Joinery sector converges for BWF Members Day

18 June 2018


Around 140 British Woodworking Federation (BWF) members were urged about the need to create a wood culture in the UK at the federation’s annual Members Day.

The June 13 event near Daventry saw keynote speaker Gabriel Hemery – Sylva Foundation founder and guest lecturer at the University of Oxford – look at reconnecting people with the woods and explaining how a wood culture can be recreated in the UK.

Elsewhere at Member’s Day, members were updated in a series of workshops covering subject including H&S, the GDPR, healthy and sustainable products and fire safety.

In the fire safety legal update, Laura Page from Pinsent Mason covered the Hackitt Review recommendations.

Members were told that the government will consult on the findings and the landscape in terms of legislative changes would look clearer in the autumn.

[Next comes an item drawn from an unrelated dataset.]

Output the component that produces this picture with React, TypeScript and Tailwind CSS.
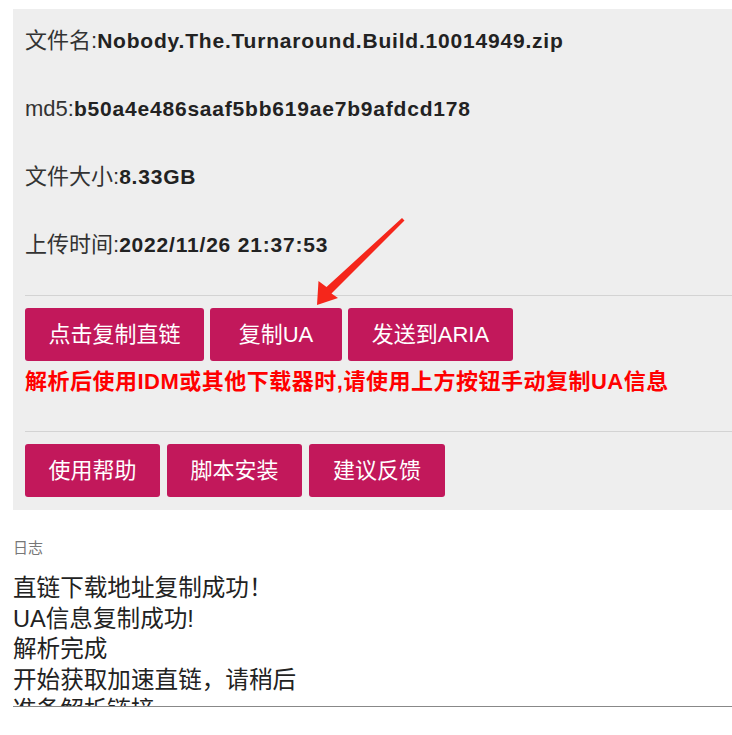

“I think dramatic things are going to come as a result of this,” she said. An increased emphasis on testing and certification could have an impact on smaller businesses due to the increased costs, she added.

David Birkbeck, CEO at Design for Homes, predicted that following Grenfell, tower blocks would be faced mainly with masonry and fenestration would typically that which is seen in three-storey townhouses, with every window the same shape and size.

He said the No1 Blackfriars and Blackfriars Circus development would be typical of future projects.

He also predicted more back-to-back house schemes (featuring no rear gardens) and stacked flats, with separate ground floor entrances for each flat, removing costly management charges.

He tipped cross-laminated timber construction (CLT) for further growth. Speaker Martin Hunt, of Forum for the Future, told BWF members that the health and well-being agenda was “a window of opportunity” for BWF members.